From the information board, follow the signed trail north, into the canyon.  A sign on a rock informs you that Mexico is 219 miles away and Canada is 2,446 miles away.

The trail, easy to follow because it is bordered with rocks on both sides, heads up along the Whitewater Canyon wash.  Soon, the service road continues ahead while the trail branches off to the left.  You get to your first creek crossing (see photo) where you will turn right and briefly follow the banks of the water before picking up the trail on the other side.  Unless the water level is unusually high, this should not be a problem.

After reaching the other side of the wash, you arrive at a junction where the Pacific Crest Trail continues northward. To continue on the loop, take a hairpin turn to the left and head south. The P.C.T. now climbs steeply, but as it does, you’re rewarded for your efforts with great aerial views of the Whitewater River.

In 0.7 miles, you reach the top of the ridge and arrive at another fork. The P.C.T. continues south; our route, the Canyon Ridge Loop, heads to the left. For a while, the trail follows the top of the ridge. You get a 270-degree view here, which includes San Jacinto Peak and the Santa Rosa Mountains to the south, and the canyon to the east. A spur on the left leads to a scenic overlook which makes a nice rest spot.

Soon, the trail begins its descent, switchbacking down the ridge and meeting up with the road, half a mile south of the reserve. You can complete the loop on the road, or if you prefer, after the road crosses the bridge, you can take a signed single-track trail that leads to the picnic area and then back to the ranger station.

If you want a more ambitious hike, you can head north on the P.C.T. and make the 8-mile trip to the nearby Mission Creek Preserve. If that’s not enough of a challenge, there’s always Mexico and Canada.

Text and photography copyright 2011 by David W. Lockeretz, all rights reserved. Information and opinions provided are kept current to the best of the author’s ability. All readers hike at their own risk, and should be aware of the possible dangers of hiking, walking and other outdoor activities.  By reading this, you agree not to hold the author or publisher of the content on this web site responsible for any injuries or inconveniences that may result from hiking on this trail.  Check the informational links provided for up to date trail condition information.

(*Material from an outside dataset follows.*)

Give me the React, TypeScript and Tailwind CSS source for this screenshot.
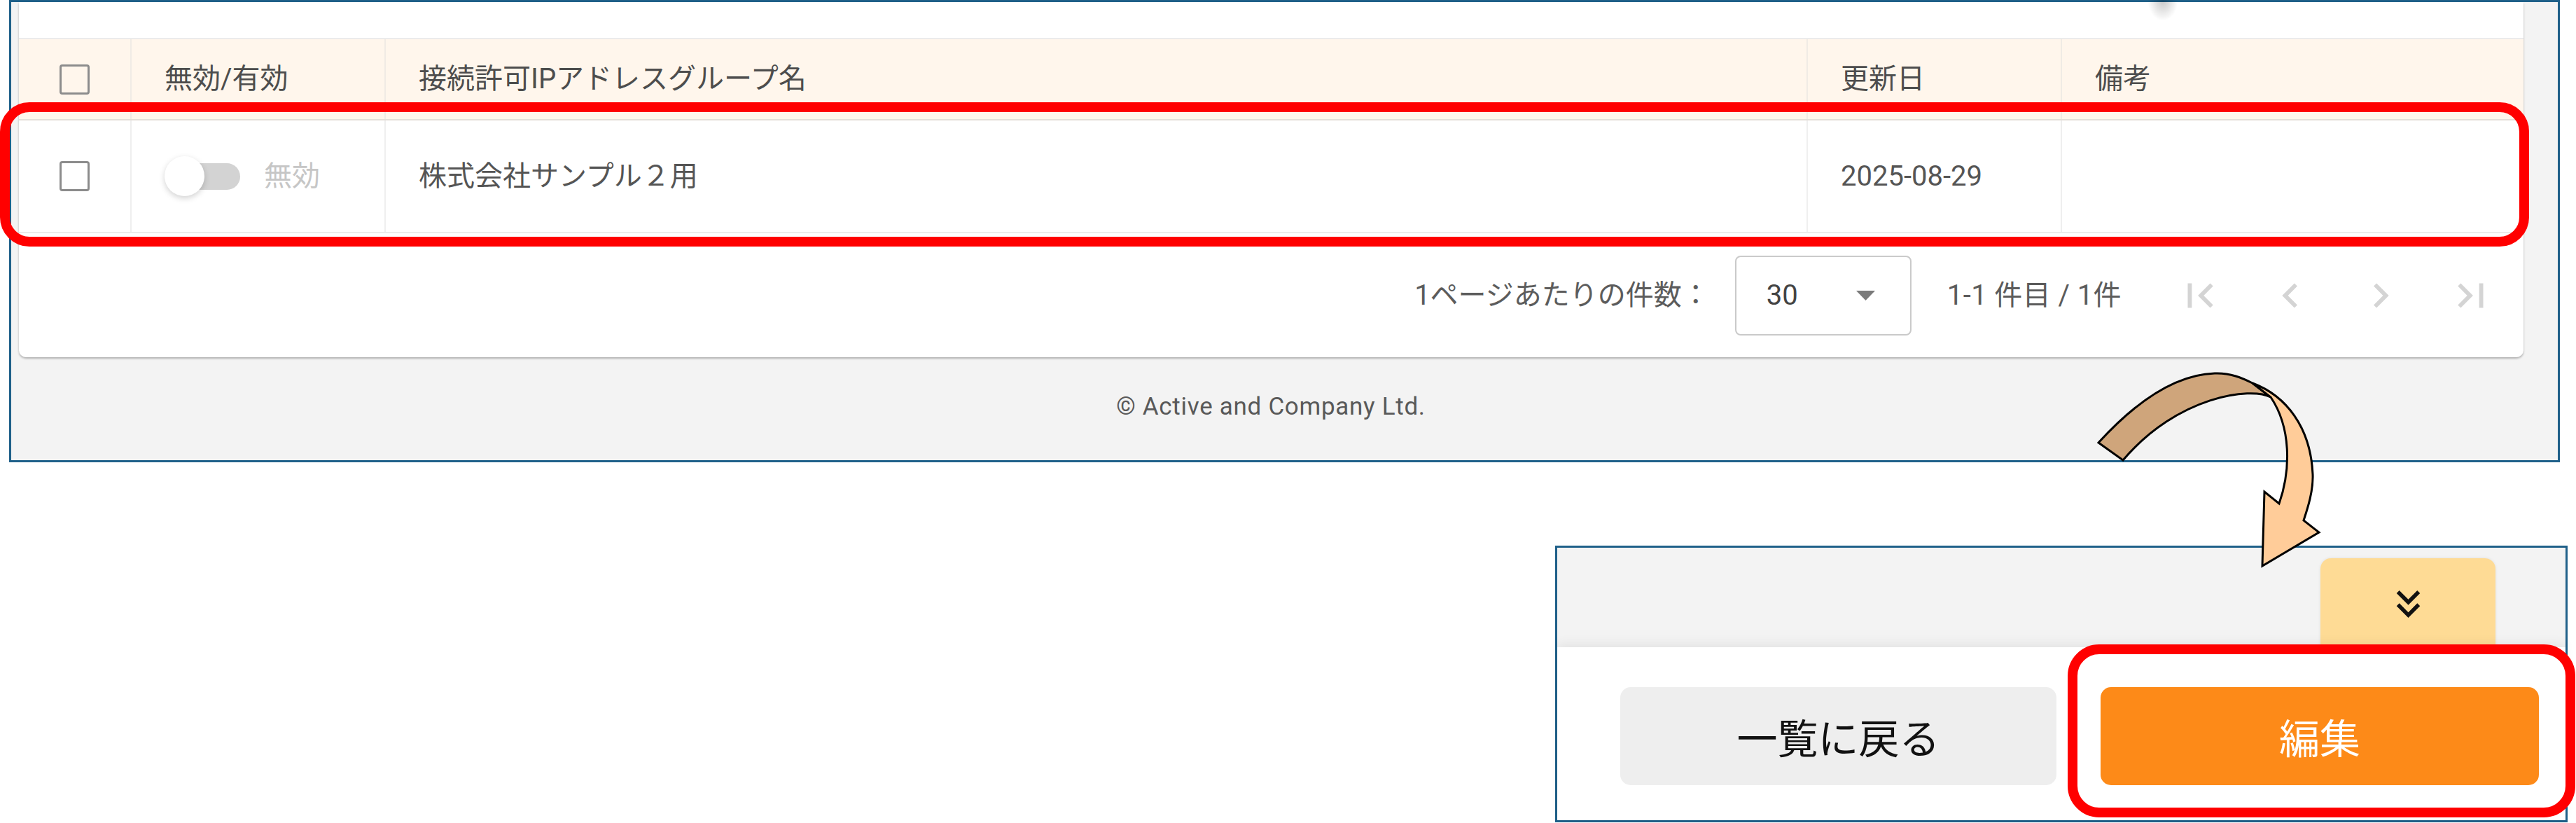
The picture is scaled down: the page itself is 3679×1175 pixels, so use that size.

  1. We love Whitewater. We enjoy the fish at the old hatchery, playing in the stream, and climbing the canyon wall.

  2. Been a while since I’ve been able to say, “I’ve been there” for one of your hikes. ;D Here’s a write-up of the same trail from last spring. And here’s a write-up from my first visit, in June 2010. I hiked from the HQ north on the PCT to the edge of the watershed. And, finally, a short hike from south of Whitewater along the PCT, to the edge of the Preserve.

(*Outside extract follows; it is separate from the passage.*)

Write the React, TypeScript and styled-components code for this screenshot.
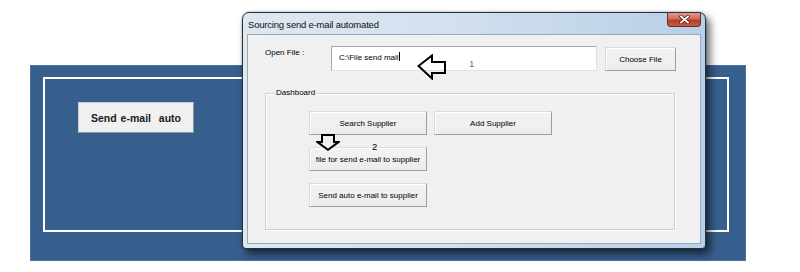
import React from 'react';
import styled, { createGlobalStyle } from 'styled-components';

const GlobalStyle = createGlobalStyle`
  html, body {
    margin: 0;
    padding: 0;
    background: #fff;
  }
  body {
    font-family: "Liberation Sans", Arial, sans-serif;
  }
`;

const Page = styled.div`
  position: relative;
  width: 800px;
  height: 272px;
  padding: 65px 0 0 30px;
  box-sizing: border-box;
  overflow: hidden;
`;

// the worksheet's blue shape with its white frame
const SheetPanel = styled.div`
  width: 716px;
  height: 196px;
  box-sizing: border-box;
  padding: 11px 16px 28px 12px;
  background: #375f8e;
  border: 1px solid #4d72a0;
`;

const InnerFrame = styled.div`
  height: 100%;
  box-sizing: border-box;
  border: 2px solid #fff;
  padding: 23px 0 0 33px;
`;

const SheetButton = styled.button`
  width: 116px;
  height: 31px;
  padding: 0;
  background: #f0f0f0;
  border: 1px solid;
  border-color: #c9ccd0 #8f959c #8f959c #c9ccd0;
  font-family: "Liberation Sans", Arial, sans-serif;
  font-weight: bold;
  font-size: 10.5px;
  color: #1a1a1a;
  word-spacing: 1px;
`;

// floating window over the sheet
const Dialog = styled.div`
  position: absolute;
  left: 242px;
  top: 12px;
  width: 464px;
  height: 237px;
  box-sizing: border-box;
  display: flex;
  flex-direction: column;
  padding: 0 4px 4px 4px;
  border: 1px solid #27323f;
  border-radius: 7px 7px 4px 4px;
  background: linear-gradient(90deg, #dfe7f1 0%, #d3e0ee 45%, #b7cfe8 100%);
  box-shadow: 4px 5px 9px rgba(0, 0, 0, 0.6), 0 0 2px rgba(0, 0, 0, 0.4);
`;

const TitleBar = styled.div`
  height: 21px;
  flex: none;
  display: flex;
  justify-content: space-between;
  align-items: flex-start;
`;

const Title = styled.span`
  margin: 6px 0 0 1px;
  font-size: 9.5px;
  letter-spacing: -0.2px;
  color: #111;
`;

const CloseButton = styled.div`
  width: 34px;
  height: 14px;
  box-sizing: border-box;
  display: flex;
  align-items: center;
  justify-content: center;
  border: 1px solid #6b2a22;
  border-top: none;
  border-radius: 0 0 4px 4px;
  background: linear-gradient(180deg, #e19a8c 0%, #cf6b58 45%, #b93f27 55%, #c75a3f 100%);
`;

const Client = styled.div`
  flex: 1;
  position: relative;
  background: #f0f0f0;
  border: 1px solid #98a9bc;
  padding: 11px 0 0 17px;
  font-size: 8px;
  color: #000;
`;

const FileRow = styled.div`
  display: flex;
  align-items: flex-start;
`;

const FieldLabel = styled.span`
  width: 66px;
  padding-top: 2px;
`;

const TextBox = styled.div`
  position: relative;
  width: 266px;
  height: 25px;
  box-sizing: border-box;
  padding: 5px 0 0 7px;
  background: #fff;
  border: 1px solid;
  border-color: #a5a5a5 #e2e2e2 #e2e2e2 #a5a5a5;
`;

const Caret = styled.span`
  display: inline-block;
  width: 0;
  height: 9px;
  vertical-align: -1px;
  border-left: 1px solid #000;
`;

const Button = styled.button<{ $w: number }>`
  width: ${({ $w }) => $w}px;
  height: 24px;
  padding: 0;
  box-sizing: border-box;
  background: linear-gradient(180deg, #f3f3f3, #ececec);
  border: 1px solid;
  border-color: #dcdcdc #9d9d9d #9d9d9d #dcdcdc;
  box-shadow: inset 1px 1px 0 #fff;
  font-family: "Liberation Sans", Arial, sans-serif;
  font-size: 8px;
  color: #000;
  white-space: nowrap;
  overflow: visible;
`;

const ChooseButton = styled(Button)`
  margin: 1px 0 0 8px;
`;

const Group = styled.div`
  position: relative;
  width: 410px;
  height: 137px;
  box-sizing: border-box;
  margin-top: 22px;
  padding: 17px 0 0 43px;
  border: 1px solid #cfcfcf;
  box-shadow: inset 1px 1px 0 #fff, 1px 1px 0 #fff;
  display: flex;
  flex-direction: column;
  gap: 12px;
`;

const Legend = styled.span`
  position: absolute;
  left: 8px;
  top: -6px;
  padding: 0 2px;
  background: #f0f0f0;
  line-height: 10px;
`;

const ButtonRow = styled.div`
  display: flex;
  gap: 7px;
`;

// hand-drawn annotations over the form
const Marker = styled.div<{ $x: number; $y: number }>`
  position: absolute;
  left: ${({ $x }) => $x}px;
  top: ${({ $y }) => $y}px;
  display: flex;
  align-items: flex-start;
  line-height: 10px;
  pointer-events: none;
`;

const StepNumber = styled.span<{ $blue?: boolean; $dx: number; $dy: number }>`
  margin: ${({ $dy, $dx }) => `${$dy}px 0 0 ${$dx}px`};
  font-size: 9.5px;
  color: ${({ $blue }) => ($blue ? '#3d7cc4' : '#000')};
`;

export default function App() {
  return (
    <Page>
      <GlobalStyle />
      <SheetPanel>
        <InnerFrame>
          <SheetButton>Send e-mail&nbsp; auto</SheetButton>
        </InnerFrame>
      </SheetPanel>

      <Dialog>
        <TitleBar>
          <Title>Sourcing send e-mail automated</Title>
          <CloseButton>
            <svg width="11" height="9" viewBox="0 0 11 9">
              <path d="M2 1.5 L9 7.5 M9 1.5 L2 7.5" stroke="#5a2018" strokeWidth="3.4" strokeLinecap="square" />
              <path d="M2 1.5 L9 7.5 M9 1.5 L2 7.5" stroke="#fff" strokeWidth="1.8" strokeLinecap="square" />
            </svg>
          </CloseButton>
        </TitleBar>
        <Client>
          <FileRow>
            <FieldLabel>Open File :</FieldLabel>
            <TextBox>
              C:\File send mail<Caret />
              <Marker $x={85} $y={7}>
                <svg width="30" height="26" viewBox="0 0 30 26">
                  <path d="M1.5 12 L15 1.5 L15 8 L28 8 L28 19 L15 19 L15 24.5 Z" fill="none" stroke="#000" strokeWidth="2" strokeLinejoin="miter" />
                </svg>
                <StepNumber $blue $dx={22} $dy={5}>1</StepNumber>
              </Marker>
            </TextBox>
            <ChooseButton $w={71}>Choose File</ChooseButton>
          </FileRow>

          <Group>
            <Legend>Dashboard</Legend>
            <ButtonRow>
              <Button $w={118}>Search Supplier</Button>
              <Button $w={118}>Add Supplier</Button>
            </ButtonRow>
            <ButtonRow>
              <Button $w={118}>file for send e-mail to supplier</Button>
            </ButtonRow>
            <ButtonRow>
              <Button $w={118}>Send auto e-mail to supplier</Button>
            </ButtonRow>
            <Marker $x={50} $y={40}>
              <svg width="24" height="17" viewBox="0 0 24 17">
                <path d="M6 1 L18 1 L18 8 L22.5 8 L12 15.8 L1.5 8 L6 8 Z" fill="#f0f0f0" stroke="#000" strokeWidth="2" />
              </svg>
              <StepNumber $dx={32} $dy={8}>2</StepNumber>
            </Marker>
          </Group>
        </Client>
      </Dialog>
    </Page>
  );
}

    I kept hoping (but have not yet managed) to hike the trail that brings you to a view of the north side of San Gorgonio.

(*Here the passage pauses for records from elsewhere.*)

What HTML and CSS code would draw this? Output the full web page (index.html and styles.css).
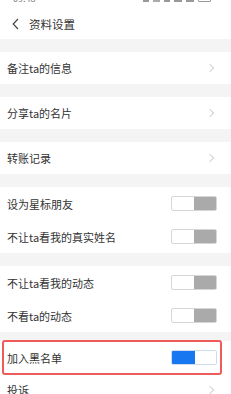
FILE: index.html
```html
<!DOCTYPE html>
<html lang="zh">
<head>
<meta charset="utf-8">
<link rel="stylesheet" href="styles.css">
</head>
<body>
<div class="status">
  <span class="time">09:48</span>
  <span class="icons">
    <span class="ic sq"></span><span class="ic wifi"></span><span class="ic sq2"></span><span class="ic sig"></span><span class="ic sig"></span><span class="ic bat"></span>
  </span>
</div>
<div class="header">
  <svg class="back" width="7" height="12" viewBox="0 0 7 12"><path d="M6 1 L1.2 6 L6 11" fill="none" stroke="#444" stroke-width="1.2"/></svg>
  <span class="title">资料设置</span>
</div>
<div class="gap"></div>
<div class="row nav"><span class="label">备注ta的信息</span><span class="chev"></span></div>
<div class="gap"></div>
<div class="row nav"><span class="label">分享ta的名片</span><span class="chev"></span></div>
<div class="gap"></div>
<div class="row nav"><span class="label">转账记录</span><span class="chev"></span></div>
<div class="gap"></div>
<div class="row"><span class="label">设为星标朋友</span><span class="switch"></span></div>
<div class="row"><span class="label">不让ta看我的真实姓名</span><span class="switch"></span></div>
<div class="gap"></div>
<div class="row"><span class="label">不让ta看我的动态</span><span class="switch"></span></div>
<div class="row"><span class="label">不看ta的动态</span><span class="switch"></span></div>
<div class="gap small"></div>
<div class="row marked"><span class="label">加入黑名单</span><span class="switch on"></span><span class="mark"></span></div>
<div class="row nav"><span class="label">投诉</span><span class="chev"></span></div>
</body>
</html>
```
FILE: styles.css
```css
html, body {
  margin: 0;
  padding: 0;
  background: #fff;
  font-family: "Noto Sans CJK SC", "Noto Sans", sans-serif;
  color: #333;
  overflow: hidden;
}
.status {
  height: 9px;
  overflow: hidden;
  display: flex;
  justify-content: space-between;
  padding: 0 18px 0 13px;
}
.time {
  font-size: 9px;
  line-height: 9px;
  margin-top: -6px;
  color: #777;
}
.icons {
  display: flex;
  gap: 4px;
  margin-top: -4px;
  align-items: flex-start;
  padding-right: 2px;
}
.ic { display: block; background: #999; height: 6px; }
.sq { width: 6px; }
.wifi { width: 7px; background: #aaa; }
.sq2 { width: 6px; }
.sig { width: 8px; }
.bat { width: 11px; background: #fff; border: 1px solid #999; height: 4px; border-radius: 1px; }
.header {
  height: 30px;
  display: flex;
  align-items: center;
  padding-left: 12px;
  gap: 10px;
}
.title {
  font-size: 11.5px;
  color: #333;
}
.gap {
  height: 13px;
  background: #f4f4f4;
}
.gap.small { height: 9px; }
.row {
  height: 33px;
  display: flex;
  align-items: center;
  justify-content: space-between;
  padding: 0 14px 0 7px;
  position: relative;
}
.row.nav { height: 32px; padding-right: 18px; }
.label {
  font-size: 11px;
  color: #333;
}
.chev {
  width: 5px;
  height: 5px;
  border-top: 1px solid #d2d2d2;
  border-right: 1px solid #d2d2d2;
  transform: rotate(45deg);
}
.switch {
  width: 44px;
  height: 13px;
  border: 1px solid #d6d6d6;
  border-radius: 2px;
  background: linear-gradient(to right, #fff 0, #fff 50%, #aaa 50%, #aaa 100%);
}
.switch.on {
  border-color: #cfdcee;
  background: linear-gradient(to right, #1677f0 0, #1677f0 52%, #fff 52%, #fff 100%);
}
.mark {
  position: absolute;
  left: 2px;
  right: 9px;
  top: -1px;
  bottom: -1px;
  border: 2px solid #ee5b5b;
  border-radius: 3px;
  pointer-events: none;
}
```
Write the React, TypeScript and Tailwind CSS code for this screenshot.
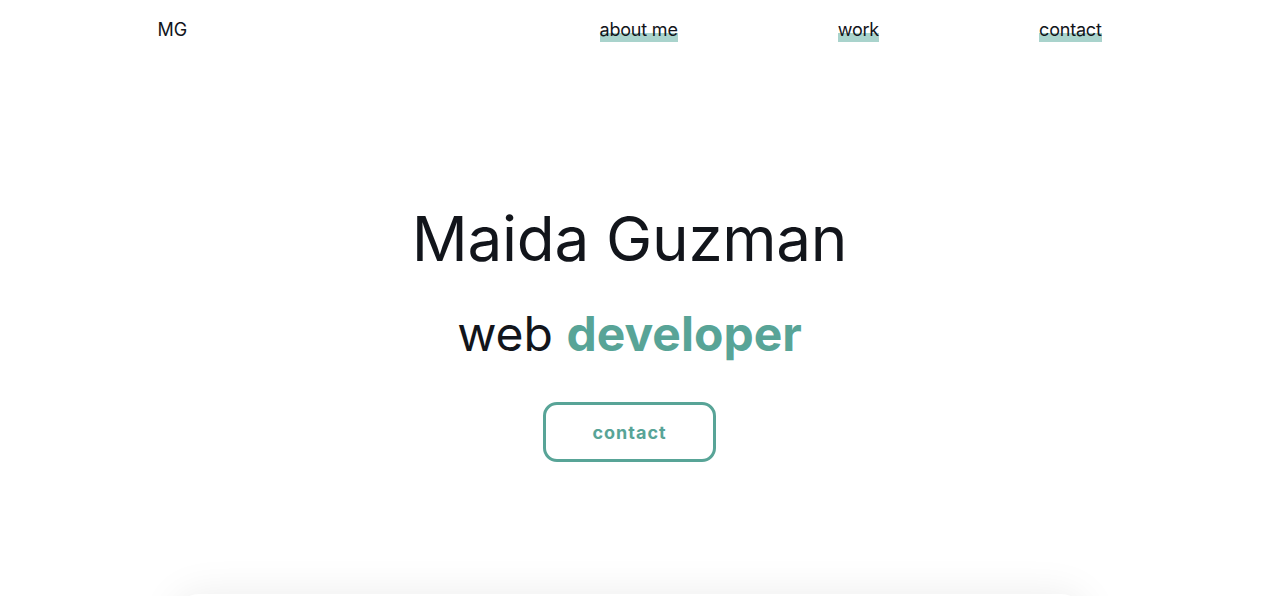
const links = ["about me", "work", "contact"]

const App = () => {
  return (
    <div className="min-h-screen bg-white pr-[3px] text-[#12151b] font-['Inter',sans-serif]">
      <nav className="mx-auto flex h-[58px] w-3/4 items-center justify-between">
        <a className="text-[18px]">MG</a>
        <ul className="flex gap-[160px] text-[18px] tracking-[-0.2px]">
          {links.map((l) => (
            <li key={l}>
              <a className="bg-[linear-gradient(transparent_62%,#a9d3cc_62%)] pb-[2px]">{l}</a>
            </li>
          ))}
        </ul>
      </nav>

      <header className="flex flex-col items-center pt-[150px]">
        <h1 className="text-[62px] leading-none tracking-[-0.3px]">Maida Guzman</h1>
        <h2 className="mt-[40px] text-[48px] leading-none">
          web <span className="font-bold text-[#58a497]">developer</span>
        </h2>
        <button className="mt-[44px] h-[60px] w-[173px] rounded-[14px] border-[3px] border-[#58a497] text-[18px] font-bold tracking-[1px] text-[#58a497]">
          contact
        </button>
      </header>

      <section className="mx-auto mt-[132px] h-[300px] w-[910px] rounded-[24px] bg-white shadow-[0_0_40px_rgba(0,0,0,0.08)]"></section>
    </div>
  )
}

export default App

    1. Nice pictures – I’ll have to come back in the spring when the wildflowers are blooming. Hope you get some great hiking in in 2012!

  3. Please send me the GPS coordinates for the Whitewater Canyon Preserve as we plan to visit the area on Thursday 2/9/12. Thank you.

    1. That would be N 33 59.358 and W 116 39.371 (as listed for the Ranger Station in “Afoot and Afield.” Have a good trip!